The Americans sent money and hired a lawyer, but Laskin admits “they could have done more. This is a very sensitive subject in the U.S. The family had money and some Jews did get out of Vilna and Poland between 1939 and 1943. What they could have done I don’t know.”
Until he read Sonia’s memoirs, Laskin was also unaware of how primitive the conditions in Palestine were. “I didn’t realize how hard life was in Israel for my relatives who came there early: the malaria, the primitive conditions,” he said.
Victims of the Holocaust, immigrant to the United States and pioneers in Israel – in his family’s story, Laskin saw the perfect metaphor for Jewish life in the 20th century.
While certainly a story of interest to Jews, Laskin was convinced the book would find a wider audience. “Yes, it is my family. But if people start looking into their own family histories, they’ll find every family is touched by war, by immigration, by the great sweeps of historical upheavals,” he said. “ I really feel it is a universal story.”

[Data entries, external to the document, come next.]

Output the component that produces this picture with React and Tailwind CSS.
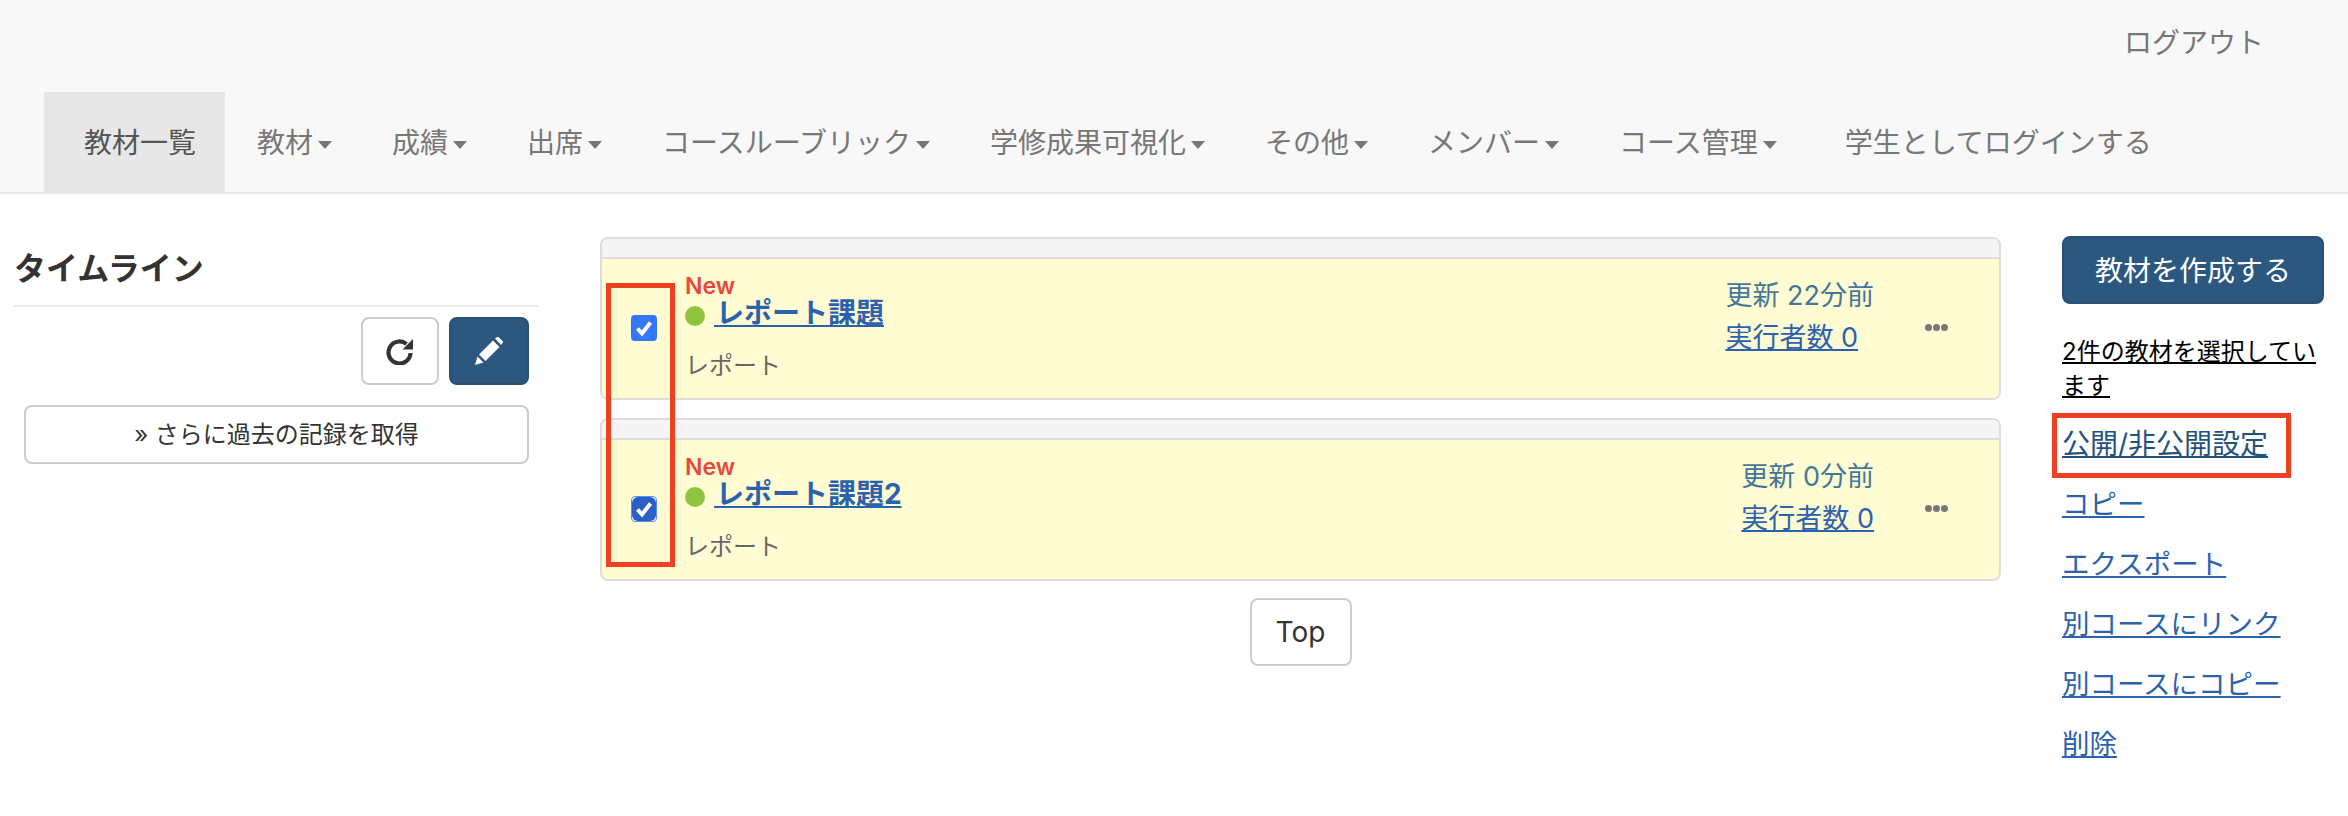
const navItems = [
  { label: '教材' },
  { label: '成績' },
  { label: '出席' },
  { label: 'コースルーブリック' },
  { label: '学修成果可視化' },
  { label: 'その他' },
  { label: 'メンバー' },
  { label: 'コース管理' },
];

const actions = ['コピー', 'エクスポート', '別コースにリンク', '別コースにコピー', '削除'];

function CheckMark() {
  return (
    <svg viewBox="0 0 26 26" className="w-[26px] h-[26px] shrink-0">
      <path d="M6.5 13.5 L11 18.5 L19.5 7.5" fill="none" stroke="#fff" strokeWidth="4" />
    </svg>
  );
}

function Panel({ title, updated, focused }) {
  return (
    <div className="border-2 border-[#ddd] rounded-lg overflow-hidden bg-[#fffcd3]">
      <div className="h-[18px] bg-[#f5f5f5] border-b-2 border-[#ddd] box-content"></div>
      <div className="flex items-center h-[139px] pl-[29px] pr-[51px]">
        {focused ? (
          <span className="flex items-center justify-center w-[26px] h-[26px] -mt-[1px] rounded-[4px] bg-white border border-[#5b8ff5]">
            <span className="flex items-center justify-center w-[24px] h-[24px] rounded-[6px] bg-[#2c5fc6]">
              <CheckMark />
            </span>
          </span>
        ) : (
          <span className="w-[26px] h-[26px] -mt-[1px] rounded-[4px] bg-[#3478f6]">
            <CheckMark />
          </span>
        )}
        <div className="ml-[28px] flex-1 self-start pt-[15px]">
          <div className="text-[23px] leading-[24px] font-semibold text-[#e8483a]">New</div>
          <div className="flex items-center h-[32px] mt-[2px]">
            <span className="w-[20px] h-[20px] rounded-full bg-[#8fc440]"></span>
            <a href="#" className="ml-[9px] text-[28px] leading-[32px] font-bold text-[#2b62ad] underline">
              <span className="text-[8px]">&nbsp;</span>{title}
            </a>
          </div>
          <div className="mt-[18px] text-[24px] leading-[32px] text-[#666]">レポート</div>
        </div>
        <div className="text-[27px] leading-[42px] text-[#447798] -mt-[24px]">
          <div>更新 {updated}分前</div>
          <a href="#" className="text-[#2b62ad] underline">実行者数 0</a>
        </div>
        <div className="ml-[51px] flex gap-[1px] -mt-[3px]">
          <span className="w-[7px] h-[7px] rounded-full bg-[#777]"></span>
          <span className="w-[7px] h-[7px] rounded-full bg-[#777]"></span>
          <span className="w-[7px] h-[7px] rounded-full bg-[#777]"></span>
        </div>
      </div>
    </div>
  );
}

export default function App() {
  return (
    <div className="relative h-[816px] overflow-hidden bg-white text-[#333] font-['Inter','Noto_Sans_CJK_JP',sans-serif]">
      <header className="bg-[#f8f8f8] border-b-2 border-[#e7e7e7] text-[28px] text-[#777]">
        <div className="flex justify-end items-center h-[92px] pb-[6px] pr-[84px]">
          <a href="#">ログアウト</a>
        </div>
        <nav className="flex h-[100px] pl-[44px]">
          <a href="#" className="flex items-center pt-[2px] pl-[40px] pr-[29px] bg-[#e7e7e7] text-[#555]">教材一覧</a>
          <div className="flex pl-[2px]">
            {navItems.map((item) => (
              <a key={item.label} href="#" className="flex items-center pt-[2px] px-[30px]">
                {item.label}
                <span className="ml-[5px] mt-[4px] border-x-[7px] border-t-[8px] border-x-transparent border-t-[#777]"></span>
              </a>
            ))}
          </div>
          <a href="#" className="flex items-center pt-[2px] pl-[38px]">学生としてログインする</a>
        </nav>
      </header>

      <main className="flex">
        <aside className="w-[524px] ml-[14px] pt-[52px]">
          <h4 className="text-[32px] leading-[44px] font-bold pt-[1px] pb-[14px] border-b-2 border-[#eee]">タイムライン</h4>
          <div className="flex justify-end gap-[10px] mt-[10px] mr-[9px]">
            <button className="flex items-center justify-center w-[78px] h-[68px] border-2 border-[#ccc] rounded-lg">
              <svg viewBox="0 0 28 28" className="w-[28px] h-[28px]" fill="none">
                <path d="M20.5 7 A11 11 0 1 0 24.5 16" stroke="#333" strokeWidth="4.2" />
                <path d="M27 2 L27 12.5 L16.5 12.5 Z" fill="#333" />
              </svg>
            </button>
            <button className="flex items-center justify-center w-[80px] h-[68px] bg-[#2c5880] border-2 border-[#285175] rounded-lg">
              <svg viewBox="0 0 28 28" className="w-[28px] h-[28px]" fill="#fff">
                <path d="M0 28 L2.5 19.5 L8.5 25.5 Z" />
                <path d="M4 17.5 L18 3.5 L24.5 10 L10.5 24 Z" />
                <path d="M20 1.5 L22 0 Q23 -0.5 24 0.5 L27.5 4 Q28.5 5 27.5 6 L26 8 Z" />
              </svg>
            </button>
          </div>
          <button className="block w-[505px] h-[59px] ml-[10px] mt-[20px] border-2 border-[#ccc] rounded-lg text-[24px]">» さらに過去の記録を取得</button>
        </aside>

        <section className="w-[1401px] ml-[62px] pt-[43px]">
          <Panel title="レポート課題" updated="22" />
          <div className="mt-[18px]">
            <Panel title="レポート課題2" updated="0" focused />
          </div>
          <div className="flex justify-center mt-[17px]">
            <button className="w-[102px] h-[68px] pb-[1px] border-2 border-[#ccc] rounded-lg text-[28px]">Top</button>
          </div>
        </section>

        <aside className="w-[262px] ml-[61px] pt-[42px]">
          <button className="w-full h-[68px] pt-[1px] bg-[#2c5880] border-2 border-[#285175] rounded-lg text-[28px] text-white">教材を作成する</button>
          <p className="mt-[31px] text-[24px] leading-[34px] text-black underline">2件の教材を選択しています</p>
          <ul className="text-[27.5px] leading-[40px] mt-[21px]">
            <li><a href="#" className="text-[28px] text-[#23527c] underline">公開/非公開設定</a></li>
            {actions.map((label) => (
              <li key={label} className="mt-[20px]"><a href="#" className="text-[#2b62ad] underline">{label}</a></li>
            ))}
          </ul>
        </aside>
      </main>

      {/* annotations drawn over the screenshot */}
      <div className="absolute left-[606px] top-[283px] w-[69px] h-[284px] border-[5px] border-[#ee4122]"></div>
      <div className="absolute left-[2052px] top-[413px] w-[239px] h-[65px] border-[5px] border-[#ee4122]"></div>
    </div>
  );
}
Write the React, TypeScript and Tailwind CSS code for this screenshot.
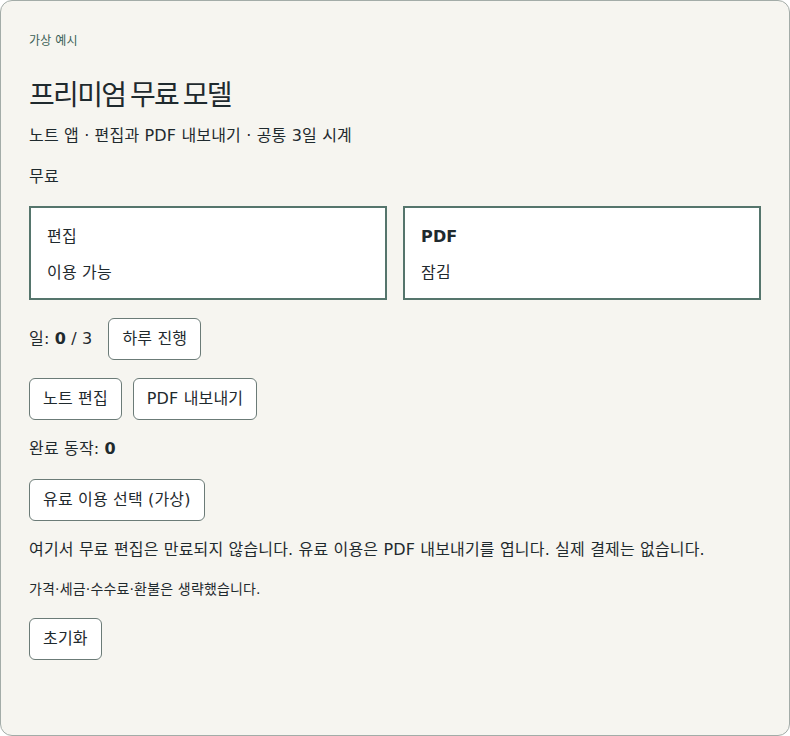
import React from "react";

export default function App() {
  const btn =
    "h-[42px] px-[13px] rounded-[6px] border border-[#6b7b77] bg-white text-[16px] text-[#1f2a2e] tracking-[0.01em]";
  return (
    <div className="w-[790px] h-[736px] font-['DejaVu_Sans','Noto_Sans_CJK_KR',sans-serif]">
      <div className="w-[790px] h-[736px] rounded-[12px] border border-[#a3aca8] bg-[#f6f5f0] px-[28px] pt-[30px] text-[#1f2a2e] tracking-[0.01em]">
        <div className="text-[12px] leading-[20px] text-[#3a5f56]">가상 예시</div>
        <h1 className="mt-[24px] text-[28px] leading-[36px] font-normal tracking-[-0.06em] font-['Noto_Sans_CJK_KR',sans-serif]">
          프리미엄 무료 모델
        </h1>
        <p className="mt-[13px] text-[16px] leading-[24px]">노트 앱 · 편집과 PDF 내보내기 · 공통 3일 시계</p>
        <p className="mt-[17px] text-[16px] leading-[24px]">무료</p>
        <div className="mt-[17px] grid grid-cols-2 gap-[16px]">
          <div className="h-[94px] border-2 border-[#55756c] bg-white px-[16px] pt-[17px]">
            <div className="text-[16px] leading-[24px]">편집</div>
            <div className="mt-[12px] text-[16px] leading-[24px]">이용 가능</div>
          </div>
          <div className="h-[94px] border-2 border-[#55756c] bg-white px-[16px] pt-[17px]">
            <div className="text-[16px] leading-[24px] font-bold">PDF</div>
            <div className="mt-[12px] text-[16px] leading-[24px]">잠김</div>
          </div>
        </div>
        <div className="mt-[18px] flex items-center gap-[16px]">
          <span className="text-[16px] leading-[24px]">
            일: <b>0</b> / 3
          </span>
          <button className={btn}>하루 진행</button>
        </div>
        <div className="mt-[18px] flex items-center gap-[11px]">
          <button className={btn}>노트 편집</button>
          <button className={btn}>PDF 내보내기</button>
        </div>
        <p className="mt-[17px] text-[16px] leading-[24px]">
          완료 동작: <b>0</b>
        </p>
        <div className="mt-[18px] flex">
          <button className={btn}>유료 이용 선택 (가상)</button>
        </div>
        <p className="mt-[17px] text-[16px] leading-[24px]">
          여기서 무료 편집은 만료되지 않습니다. 유료 이용은 PDF 내보내기를 엽니다. 실제 결제는 없습니다.
        </p>
        <p className="mt-[17px] text-[14px] leading-[20px]">가격·세금·수수료·환불은 생략했습니다.</p>
        <div className="mt-[19px] flex">
          <button className={btn}>초기화</button>
        </div>
      </div>
    </div>
  );
}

To achieve this quality, Laskin relied on the guidance of his agent. Laskin recalls her advice: “’No one cares about your family, ‘Don’t say ‘my aunt Itel did this and my uncle Shlomo did that.’ She guided me on my proposal and I didn’t say it was my family until the last page.”
As might be expected, his journey with the book has impacted Laskin, who was raised a reform Jew. He said he “drifted away from the practice of Judaism.” He added that, growing up, “I loved my relatives, but I didn’t know all that much about them.”
Discovering his ancestors who were devout Jews studying at the Volozhin yeshiva, changed his reverence for Judaism. “I am part of this line who devoted themselves writing the sacred texts. I write, too, and while my texts aren’t sacred I do record in this book the sacred history of my family.”